==== DATASET ENTRIES ====
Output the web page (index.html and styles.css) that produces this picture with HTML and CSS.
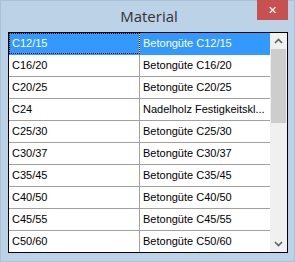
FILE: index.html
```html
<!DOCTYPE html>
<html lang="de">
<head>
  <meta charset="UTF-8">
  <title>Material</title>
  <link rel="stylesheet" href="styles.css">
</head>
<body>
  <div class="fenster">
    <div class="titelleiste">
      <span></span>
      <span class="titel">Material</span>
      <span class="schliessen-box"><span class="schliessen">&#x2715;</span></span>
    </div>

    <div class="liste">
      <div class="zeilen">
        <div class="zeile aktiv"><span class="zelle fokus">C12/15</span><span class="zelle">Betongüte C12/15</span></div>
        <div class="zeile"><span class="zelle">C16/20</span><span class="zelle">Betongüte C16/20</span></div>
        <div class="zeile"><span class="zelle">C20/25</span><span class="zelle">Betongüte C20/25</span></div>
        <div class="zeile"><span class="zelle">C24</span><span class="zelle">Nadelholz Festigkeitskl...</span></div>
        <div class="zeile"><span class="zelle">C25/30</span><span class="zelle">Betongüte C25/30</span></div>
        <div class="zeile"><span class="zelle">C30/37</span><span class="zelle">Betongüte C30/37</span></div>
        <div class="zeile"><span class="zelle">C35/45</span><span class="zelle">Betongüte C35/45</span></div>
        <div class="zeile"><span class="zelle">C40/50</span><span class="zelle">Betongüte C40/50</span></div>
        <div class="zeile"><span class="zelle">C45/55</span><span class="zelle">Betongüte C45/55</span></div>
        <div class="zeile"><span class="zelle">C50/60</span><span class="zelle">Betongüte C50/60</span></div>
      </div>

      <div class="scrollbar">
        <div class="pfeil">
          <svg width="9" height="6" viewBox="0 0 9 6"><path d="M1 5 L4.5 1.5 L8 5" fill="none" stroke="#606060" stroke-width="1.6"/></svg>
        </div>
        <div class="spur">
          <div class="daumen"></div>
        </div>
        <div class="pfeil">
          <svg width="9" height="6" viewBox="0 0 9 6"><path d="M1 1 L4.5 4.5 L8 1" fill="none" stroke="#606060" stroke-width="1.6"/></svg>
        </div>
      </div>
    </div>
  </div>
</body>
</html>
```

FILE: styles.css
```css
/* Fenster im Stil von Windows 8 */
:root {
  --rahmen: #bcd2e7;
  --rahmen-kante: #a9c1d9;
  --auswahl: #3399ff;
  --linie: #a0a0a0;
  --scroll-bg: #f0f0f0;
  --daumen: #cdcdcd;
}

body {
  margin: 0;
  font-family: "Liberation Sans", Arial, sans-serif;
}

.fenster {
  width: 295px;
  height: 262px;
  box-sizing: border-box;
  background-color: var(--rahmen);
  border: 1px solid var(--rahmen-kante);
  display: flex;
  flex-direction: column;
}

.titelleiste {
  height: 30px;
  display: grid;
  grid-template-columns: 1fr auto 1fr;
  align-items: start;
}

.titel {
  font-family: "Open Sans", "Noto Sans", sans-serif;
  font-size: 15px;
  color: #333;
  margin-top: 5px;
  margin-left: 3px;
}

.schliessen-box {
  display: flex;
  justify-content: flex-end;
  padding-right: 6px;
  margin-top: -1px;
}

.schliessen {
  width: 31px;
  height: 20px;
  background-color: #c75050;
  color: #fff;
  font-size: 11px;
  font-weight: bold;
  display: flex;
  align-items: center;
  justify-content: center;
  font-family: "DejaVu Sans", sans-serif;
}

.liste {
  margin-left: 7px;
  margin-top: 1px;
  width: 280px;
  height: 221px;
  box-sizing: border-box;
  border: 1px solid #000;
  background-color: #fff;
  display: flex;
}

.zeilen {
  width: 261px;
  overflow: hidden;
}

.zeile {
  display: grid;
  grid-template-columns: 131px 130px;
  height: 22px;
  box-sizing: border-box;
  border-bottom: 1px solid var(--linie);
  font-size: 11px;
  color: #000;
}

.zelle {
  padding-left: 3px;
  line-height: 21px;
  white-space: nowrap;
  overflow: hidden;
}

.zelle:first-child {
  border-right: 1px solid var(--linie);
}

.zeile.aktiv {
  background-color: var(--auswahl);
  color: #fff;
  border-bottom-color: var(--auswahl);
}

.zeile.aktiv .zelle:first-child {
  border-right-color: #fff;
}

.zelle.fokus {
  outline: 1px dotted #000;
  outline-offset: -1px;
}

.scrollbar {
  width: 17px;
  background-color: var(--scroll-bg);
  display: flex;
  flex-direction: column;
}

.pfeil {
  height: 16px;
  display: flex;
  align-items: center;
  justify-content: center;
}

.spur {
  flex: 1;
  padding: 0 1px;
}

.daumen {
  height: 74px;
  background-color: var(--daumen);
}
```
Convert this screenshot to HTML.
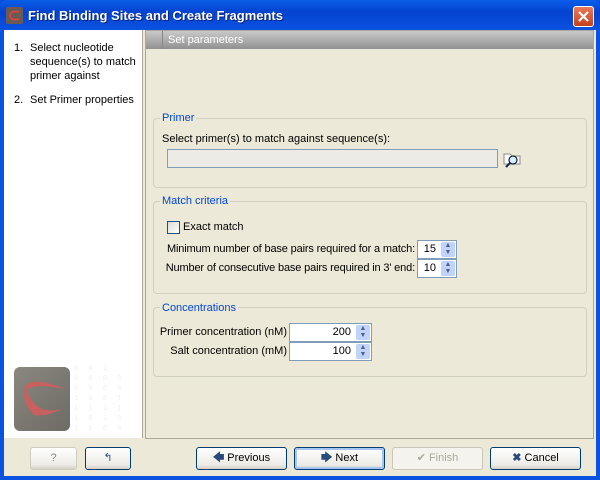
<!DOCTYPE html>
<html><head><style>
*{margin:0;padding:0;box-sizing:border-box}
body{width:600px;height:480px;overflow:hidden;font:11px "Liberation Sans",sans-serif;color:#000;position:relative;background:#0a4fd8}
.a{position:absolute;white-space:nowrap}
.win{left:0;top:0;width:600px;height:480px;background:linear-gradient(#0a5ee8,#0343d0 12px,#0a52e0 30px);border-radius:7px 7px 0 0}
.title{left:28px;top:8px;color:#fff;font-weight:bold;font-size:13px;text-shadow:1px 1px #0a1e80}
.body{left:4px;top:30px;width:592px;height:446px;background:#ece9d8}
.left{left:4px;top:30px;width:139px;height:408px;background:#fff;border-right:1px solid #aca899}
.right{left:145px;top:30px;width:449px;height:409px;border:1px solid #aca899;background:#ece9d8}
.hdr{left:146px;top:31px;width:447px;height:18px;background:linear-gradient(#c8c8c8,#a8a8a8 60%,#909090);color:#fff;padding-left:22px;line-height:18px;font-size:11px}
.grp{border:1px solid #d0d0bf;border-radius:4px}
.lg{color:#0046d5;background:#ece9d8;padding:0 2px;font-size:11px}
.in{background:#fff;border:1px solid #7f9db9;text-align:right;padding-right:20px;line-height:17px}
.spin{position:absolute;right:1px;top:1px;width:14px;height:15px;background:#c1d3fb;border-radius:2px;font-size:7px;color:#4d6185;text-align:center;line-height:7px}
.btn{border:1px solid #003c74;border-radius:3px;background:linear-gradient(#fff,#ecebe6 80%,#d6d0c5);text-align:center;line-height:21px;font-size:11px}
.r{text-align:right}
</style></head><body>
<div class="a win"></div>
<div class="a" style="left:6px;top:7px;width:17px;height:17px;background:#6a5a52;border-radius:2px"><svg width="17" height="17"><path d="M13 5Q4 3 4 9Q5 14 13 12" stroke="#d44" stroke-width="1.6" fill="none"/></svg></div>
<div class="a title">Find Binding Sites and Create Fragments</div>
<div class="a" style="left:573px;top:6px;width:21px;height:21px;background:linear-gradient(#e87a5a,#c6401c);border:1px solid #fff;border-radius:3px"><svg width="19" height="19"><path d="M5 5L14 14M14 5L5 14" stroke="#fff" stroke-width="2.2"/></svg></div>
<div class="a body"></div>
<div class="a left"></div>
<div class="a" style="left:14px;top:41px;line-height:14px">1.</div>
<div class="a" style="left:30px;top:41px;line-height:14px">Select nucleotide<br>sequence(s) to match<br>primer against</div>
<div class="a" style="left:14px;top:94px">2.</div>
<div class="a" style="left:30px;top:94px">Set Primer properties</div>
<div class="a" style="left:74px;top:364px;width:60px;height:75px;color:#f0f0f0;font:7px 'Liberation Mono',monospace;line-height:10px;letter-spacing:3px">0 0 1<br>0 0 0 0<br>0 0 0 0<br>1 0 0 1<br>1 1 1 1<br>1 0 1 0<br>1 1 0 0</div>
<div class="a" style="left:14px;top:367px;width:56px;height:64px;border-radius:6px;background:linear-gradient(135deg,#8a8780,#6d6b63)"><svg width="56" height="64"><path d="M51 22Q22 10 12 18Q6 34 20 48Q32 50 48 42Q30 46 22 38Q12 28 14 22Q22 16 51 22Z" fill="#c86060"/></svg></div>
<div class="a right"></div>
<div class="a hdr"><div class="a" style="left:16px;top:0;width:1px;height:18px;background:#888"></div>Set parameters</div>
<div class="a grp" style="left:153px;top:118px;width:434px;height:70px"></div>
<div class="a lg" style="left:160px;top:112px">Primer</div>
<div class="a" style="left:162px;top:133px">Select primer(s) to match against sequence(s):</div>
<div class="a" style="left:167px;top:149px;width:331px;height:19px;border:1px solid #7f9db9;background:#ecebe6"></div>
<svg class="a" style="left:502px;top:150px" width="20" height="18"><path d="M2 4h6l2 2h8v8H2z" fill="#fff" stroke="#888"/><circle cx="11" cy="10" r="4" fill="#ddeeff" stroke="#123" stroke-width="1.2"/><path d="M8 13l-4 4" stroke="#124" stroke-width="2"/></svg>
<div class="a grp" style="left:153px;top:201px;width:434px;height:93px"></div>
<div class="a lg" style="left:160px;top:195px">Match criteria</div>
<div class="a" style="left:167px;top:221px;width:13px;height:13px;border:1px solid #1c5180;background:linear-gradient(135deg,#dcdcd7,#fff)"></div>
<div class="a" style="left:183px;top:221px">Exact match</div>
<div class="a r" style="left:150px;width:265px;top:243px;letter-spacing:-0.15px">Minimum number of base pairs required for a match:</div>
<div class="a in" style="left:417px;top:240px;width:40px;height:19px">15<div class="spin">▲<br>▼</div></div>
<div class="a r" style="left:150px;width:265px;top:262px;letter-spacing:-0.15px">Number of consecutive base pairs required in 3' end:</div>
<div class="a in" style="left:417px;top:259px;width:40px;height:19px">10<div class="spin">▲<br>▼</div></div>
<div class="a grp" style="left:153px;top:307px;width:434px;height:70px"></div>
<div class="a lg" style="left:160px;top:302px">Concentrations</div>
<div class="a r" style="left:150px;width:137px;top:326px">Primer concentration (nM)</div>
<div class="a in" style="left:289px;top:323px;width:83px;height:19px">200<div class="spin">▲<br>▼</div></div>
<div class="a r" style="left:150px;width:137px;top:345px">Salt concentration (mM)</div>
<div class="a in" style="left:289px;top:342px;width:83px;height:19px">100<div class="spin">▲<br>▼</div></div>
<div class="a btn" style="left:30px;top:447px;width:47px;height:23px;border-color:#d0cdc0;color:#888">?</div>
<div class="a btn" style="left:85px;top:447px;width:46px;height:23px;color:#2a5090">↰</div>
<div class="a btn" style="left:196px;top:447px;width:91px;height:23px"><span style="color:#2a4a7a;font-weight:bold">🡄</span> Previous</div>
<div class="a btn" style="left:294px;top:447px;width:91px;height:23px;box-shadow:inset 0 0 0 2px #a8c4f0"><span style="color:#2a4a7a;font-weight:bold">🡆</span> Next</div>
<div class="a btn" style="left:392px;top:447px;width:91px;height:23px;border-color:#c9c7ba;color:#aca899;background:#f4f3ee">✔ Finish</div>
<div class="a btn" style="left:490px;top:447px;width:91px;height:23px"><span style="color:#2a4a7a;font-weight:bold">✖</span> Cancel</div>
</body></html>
====
» WHAT THE TASK REQUIRES:
Which lines include the word "this"? Copy every one of them.

» TASK RESPONSE:
Output the web page (index.html and styles.css) that produces this picture with HTML and CSS.
Convert this screenshot to HTML.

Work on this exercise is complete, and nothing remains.